LarryWolfe
Chef Extraordinaire
*BREAKING NEWS* - New York grilling and BBQ Enthusiats Christopher H. Lawrence has been missing for over 1 month now and his family is worried. Mr. Lawrence has been known to get lost at camp with his brother, but has never been missing this long. Foul Play is suspected........ He was last seen eating BBQ at Lazybones BBQ Restaurant in Michigan. Friends of Mr. Lawrence said he was inebriated, but that was nothing new to Mr. Lawrence as he would drink a case of Labatts on any given day. But friends who last saw him said 'Chris was gorging himself on a BBQ Platter, filled with oven cooked BBQ, consisting of ribs, brisket and pulled pork'.....friends said 'Chris bitched and moaned the whole time he consumed his platter, stating this isn't the way we do BBQ or whole hog'. (Note: Mr.

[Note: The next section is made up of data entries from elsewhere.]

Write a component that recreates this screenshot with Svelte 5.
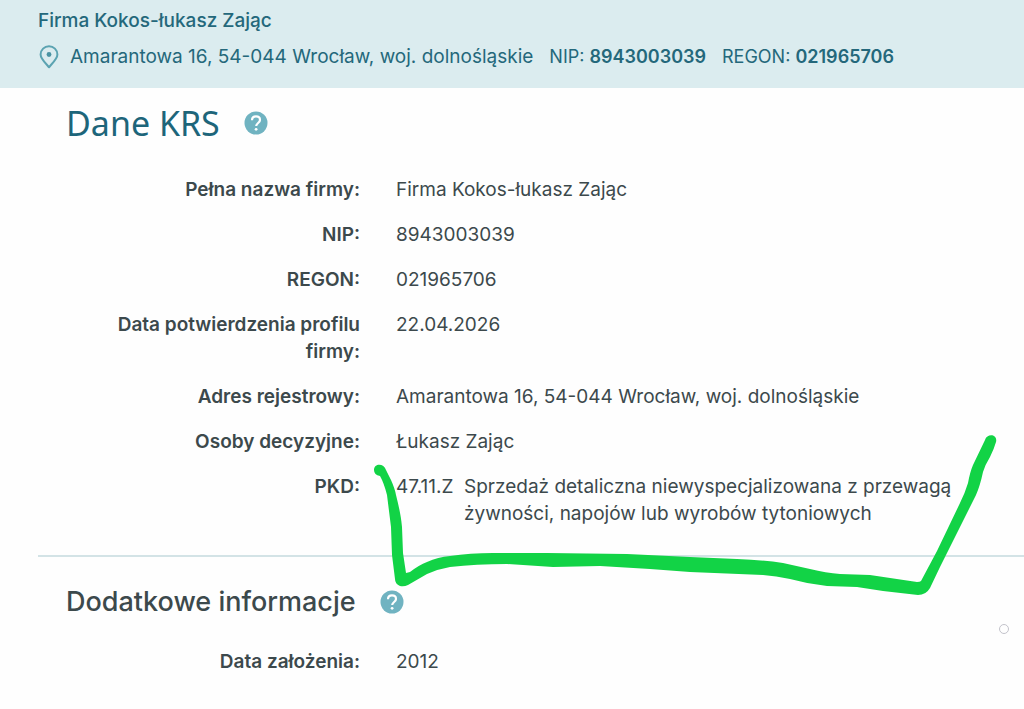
<script>
  const company = {
    name: 'Firma Kokos-łukasz Zając',
    address: 'Amarantowa 16, 54-044 Wrocław, woj. dolnośląskie',
    nip: '8943003039',
    regon: '021965706'
  };

  const registry = [
    ['Pełna nazwa firmy:', company.name],
    ['NIP:', company.nip],
    ['REGON:', company.regon],
    ['Data potwierdzenia profilu firmy:', '22.04.2026'],
    ['Adres rejestrowy:', company.address],
    ['Osoby decyzyjne:', 'Łukasz Zając']
  ];
</script>

{#snippet help(label)}
  <button class="help" type="button" aria-label={label}>
    <svg viewBox="0 0 24 24" aria-hidden="true">
      <circle cx="12" cy="12" r="11.5" fill="#70b3c1" />
      <path d="M8 9.300C8 6.800 9.700 5.400 12 5.400c2.300 0 4 1.400 4 3.500 0 3-3.800 3.200-3.800 6.200" fill="none" stroke="#fff" stroke-width="2.200" />
      <circle cx="12.100" cy="18.300" r="1.400" fill="#fff" />
    </svg>
  </button>
{/snippet}

<div class="page">
  <header>
    <strong class="name">{company.name}</strong>
    <div class="summary">
      <span class="address">
        <svg class="pin" viewBox="0 0 20 24" aria-hidden="true">
          <path d="M10 22.300C7.500 18.800 1.600 14.300 1.600 9.600a8.400 8.400 0 0 1 16.800 0C18.400 14.300 12.500 18.800 10 22.300Z" fill="none" stroke="#5ba3b1" stroke-width="2" stroke-linejoin="round" />
          <circle cx="10" cy="9.500" r="2.400" fill="#4b93a3" />
        </svg>
        {company.address}
      </span>
      <span class="number">NIP: <b>{company.nip}</b></span>
      <span class="number">REGON: <b>{company.regon}</b></span>
    </div>
  </header>

  <main>
    <section class="registry">
      <div class="heading">
        <h1>Dane KRS</h1>
        {@render help('Pomoc: Dane KRS')}
      </div>
      <dl>
        {#each registry as [label, value]}
          <dt>{label}</dt>
          <dd>{value}</dd>
        {/each}
        <dt>PKD:</dt>
        <dd class="pkd">
          <span>47.11.Z</span>
          <span>Sprzedaż detaliczna niewyspecjalizowana z przewagą żywności, napojów lub wyrobów tytoniowych</span>
        </dd>
      </dl>
    </section>

    <section class="extra">
      <div class="heading">
        <h2>Dodatkowe informacje</h2>
        {@render help('Pomoc: Dodatkowe informacje')}
      </div>
      <dl>
        <dt>Data założenia:</dt>
        <dd>2012</dd>
      </dl>
    </section>
  </main>

  <svg class="marker" viewBox="370 430 632 160" aria-hidden="true">
    <path
      fill="#12d346"
      d="M374 470C374 463 384 463 386 470L391 480Q395 489 396 495C399 507 401 516 402 527L403 553L406 573L410 572Q419 565 427 562Q438 557 450 556Q470 553 493 553L547 553L627 554L690 557L737 559Q762 560 783 563L810 569Q826 573 840 574L870 575L917 582Q920 582 921 581L937 551L960 503Q965 493 968 483Q970 472 973 465L985 440C987 433 998 434 996 442Q994 449 990 457Q985 465 983 472Q980 486 976 495L957 533L940 567L930 588Q926 595 918 595L883 591L857 587L827 586Q808 584 790 579Q776 576 763 575L690 572L650 569L600 566L553 567L507 564Q476 564 450 567Q438 569 427 574L408 585Q404 587 400 586Q395 584 395 579L392 555L391 527L387 495Q384 483 380 476Q374 475 374 470Z"
    />
  </svg>
  <span class="dot"></span>
</div>

<style>
  :global(body) {
    margin: 0;
    background: #fefefe;
  }

  .page {
    position: relative;
    overflow: hidden;
    font: 400 19px/27px Inter, "Open Sans", sans-serif;
    color: #3c494c;
  }

  header {
    padding: 7px 38px 18px;
    background: #dbecef;
    color: #24687b;
  }

  .name {
    display: block;
    margin-bottom: 9px;
    font-weight: 500;
  }

  .summary,
  .address {
    display: flex;
    align-items: center;
  }

  .summary {
    flex-wrap: wrap;
    gap: 0 16px;
  }

  .address {
    gap: 10px;
  }

  .number {
    font-size: 18px;
  }

  b {
    font-weight: 600;
  }

  .pin {
    flex: none;
    width: 22px;
    height: 24px;
  }

  section {
    padding: 0 66px;
  }

  .registry {
    padding-top: 12px;
  }

  .extra {
    margin-left: 38px;
    padding: 25px 66px 34px 28px;
    border-top: 2px solid #d3e3e6;
  }

  .heading {
    display: flex;
    align-items: center;
    gap: 24px;
  }

  h1,
  h2 {
    margin: 0;
  }

  h1 {
    font: 400 34px/46px "Noto Sans", sans-serif;
    color: #1d657a;
  }

  h2 {
    font-size: 27px;
    line-height: 40px;
    font-weight: 500;
  }

  .help {
    width: 24px;
    height: 24px;
    padding: 0;
    border: 0;
    background: none;
    cursor: pointer;
  }

  .help svg {
    display: block;
  }

  dl {
    display: grid;
    grid-template-columns: 294px 1fr;
    gap: 18px 36px;
    margin: 0;
  }

  .registry dl {
    padding: 30px 0 28px;
  }

  .extra dl {
    padding-top: 26px;
  }

  dt {
    font-weight: 600;
    text-align: right;
  }

  dd {
    margin: 0;
  }

  .pkd {
    display: grid;
    grid-template-columns: 58px 1fr;
    gap: 10px;
  }

  .marker {
    position: absolute;
    left: 370px;
    top: 430px;
    width: 632px;
    height: 160px;
    overflow: visible;
    pointer-events: none;
  }

  .dot {
    position: absolute;
    left: 999px;
    top: 624px;
    box-sizing: border-box;
    width: 10px;
    height: 10px;
    border: 1px solid #c3c3cb;
    border-radius: 50%;
  }
</style>
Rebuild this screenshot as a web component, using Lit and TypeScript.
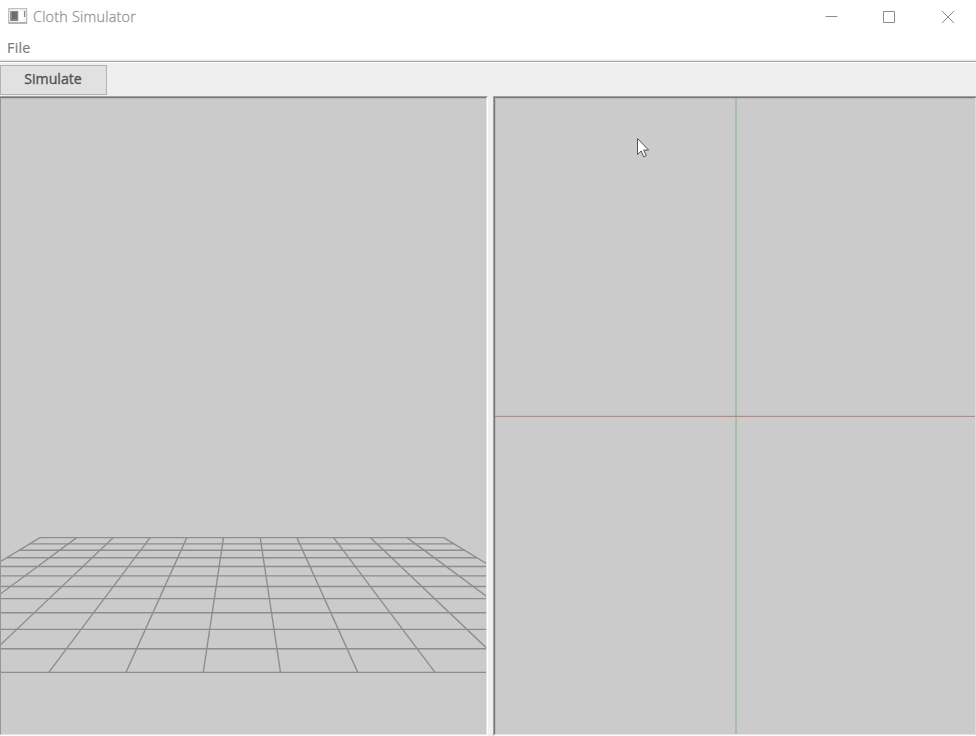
import { LitElement, html, css, svg } from "lit";
import { customElement } from "lit/decorators.js";

const ROWS = [537.6, 543.8, 550.2, 557.7, 566.5, 575.8, 586.5, 598.6, 612.7, 629.3, 648.7, 672.4];
const COLUMNS = Array.from({ length: 12 }, (_, i) => i);

@customElement("cloth-viewport")
class ClothViewport extends LitElement {
  static styles = css`
    :host { display: block; min-width: 0; }
    .scene { display: block; width: 100%; height: 100%; background: #cbcbcb; }
    .grid { stroke: #8d8d8d; stroke-width: 1.35; fill: none; }
    .bevel { fill: #bababa; }
  `;

  /* Floor grid in perspective; every column runs from the far edge to the near edge. */
  render() {
    return html`<svg class="scene" viewBox="1 98 485 636" preserveAspectRatio="none">
      <rect class="bevel" x="1" y="98" width="485" height="1" />
      <g class="grid">
        ${ROWS.map((y, i) => svg`<line x1=${i === 0 ? 40 : Math.max(0, 40 - (223 * (y - 537.6)) / 134.8)} y1=${y}
          x2=${Math.min(487, 443.7 + (223 * (y - 537.6)) / 134.8)} y2=${y} />`)}
        ${COLUMNS.map((i) => svg`<line x1=${40 + 36.7 * i} y1="537.6" x2=${-183 + 77.25 * i} y2="672.4" />`)}
      </g>
    </svg>`;
  }
}

@customElement("pattern-viewport")
class PatternViewport extends LitElement {
  static styles = css`
    :host { display: block; min-width: 0; }
    .scene { display: block; width: 100%; height: 100%; background: #cbcbcb; }
    .vertical { fill: #98bd98; }
    .horizontal { fill: #bd8583; }
    .bevel { fill: #bababa; }
  `;

  render() {
    return html`<svg class="scene" viewBox="495 98 480 636" preserveAspectRatio="none">
      <path class="bevel" d="M495 98h480v1H496v635h-1z" />
      <rect class="vertical" x="735.3" y="98" width="1.5" height="636" />
      <rect class="horizontal" x="495" y="415.8" width="480" height="1.2" />
    </svg>`;
  }
}

@customElement("app-root")
class AppRoot extends LitElement {
  static styles = css`
    :host {
      display: flex; flex-direction: column; position: relative;
      width: 976px; height: 736px; overflow: hidden; box-sizing: border-box;
      background: #f0f0f0; font-family: "Open Sans", "Noto Sans", sans-serif;
    }
    .titlebar { height: 34px; display: flex; align-items: center; background: #fff; box-sizing: border-box; padding-left: 8px; }
    .app-icon { width: 20px; height: 16px; margin-bottom: 2px; }
    .title { flex: 1; margin-left: 5px; font-size: 14.4px; line-height: 34px; color: #959595; white-space: nowrap; font-weight: 300; letter-spacing: 0.22px; -webkit-text-stroke: 0.3px #959595; }
    .controls { display: flex; }
    .control { width: 58.5px; height: 34px; }
    .glyph { fill: none; stroke: #8c8c8c; stroke-width: 1; }
    .menubar { height: 25px; display: flex; background: #fff; padding-left: 7px; }
    .menu { font-size: 14.3px; line-height: 28px; color: #7c7c7c; letter-spacing: 0.25px; -webkit-text-stroke: 0.2px #7c7c7c; }
    .rule { height: 4px; background: linear-gradient(#f5f5f5 0 1px, #e7e7e7 1px 2px, #a0a0a0 2px 3px, #fff 3px); }
    .toolbar { height: 33px; box-sizing: border-box; padding-top: 2px; background: #efefef; }
    .button {
      display: block; width: 107px; height: 30px; box-sizing: border-box; margin: 0; padding: 0 1px 2px 0;
      border: 1px solid #b2b2b2; border-radius: 0; background: #e1e1e1; color: #545158;
      font: 500 14.2px/26px "Open Sans", "Noto Sans", sans-serif; letter-spacing: 0;
      -webkit-text-stroke: 0.35px #545158;
    }
    .panes { flex: 1; min-height: 0; display: grid; grid-template-columns: 488px 483px; column-gap: 5px; }
    .pane { display: grid; min-height: 0; box-sizing: border-box; border: 1px solid; border-color: #a0a0a0 #fff #fff #a0a0a0; }
    .left { border-left-width: 0; }
    .inner { display: grid; min-width: 0; min-height: 0; border: 1px solid; border-color: #777 #e3e3e3 #e3e3e3 #777; }
    .left .inner { border-left-color: #969696; }
    .right { border-right-width: 0; }
    .right .inner { border-right-color: #dcdcdc; }
    .cursor { position: absolute; left: 636px; top: 137px; width: 15px; height: 22px; }
  `;

  render() {
    return html`
      <div class="titlebar">
        <svg class="app-icon" viewBox="0 0 20 16">
          <rect x=".7" y=".7" width="18" height="14.3" fill="#f3f5f5" stroke="#b2b2b2" />
          <path d="M.5 15H19" stroke="#929292" />
          <rect x="2.2" y="3" width="8" height="10" fill="#81878a" />
          <rect x="4" y="4" width="5" height="7" fill="#686f70" />
          <rect x="11.2" y="3" width="4" height="10" fill="#fff" />
          <rect x="16" y="3" width="1.3" height="6" fill="#839087" />
        </svg>
        <div class="title">Cloth Simulator</div>
        <div class="controls">
          <svg class="control" viewBox="800.5 0 58.5 34"><path class="glyph" d="M825 16.5h12" /></svg>
          <svg class="control" viewBox="859 0 58.5 34"><path class="glyph" d="M883.5 11.5h11v11h-11z" /></svg>
          <svg class="control" viewBox="918 0 58.5 34"><path class="glyph" d="M942 11l12 12M954 11l-12 12" /></svg>
        </div>
      </div>
      <div class="menubar"><div class="menu">File</div></div>
      <div class="rule"></div>
      <div class="toolbar"><button class="button">Simulate</button></div>
      <div class="panes">
        <div class="pane left"><div class="inner"><cloth-viewport></cloth-viewport></div></div>
        <div class="pane right"><div class="inner"><pattern-viewport></pattern-viewport></div></div>
      </div>
      <svg class="cursor" viewBox="0 0 15 22">
        <path d="M1.5 1.5v16l3.7-3.5 2.5 5.8 2.5-1.1-2.5-5.6h4.9z" fill="#fff" stroke="#555058" />
      </svg>
    `;
  }
}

Lawrence is known in the local area as a true BBQ Pitmaster who cooks a whole hog and then pulls it on dirty plywood, so his immune system is fine.) People on scene said Mr. Lawrence spent over an hour forcing himself to vomit the food he had consumed because it tasted as though it had been baked. Mr. Lawrence said a few kind words to the PitMaster working that evening and hasn't been seen since. Member of one of his familiar websites 'BBQ Central' have offered up a case of Fatz Pig Powder for any information leading to the whereabouts or Mr. Lawrence.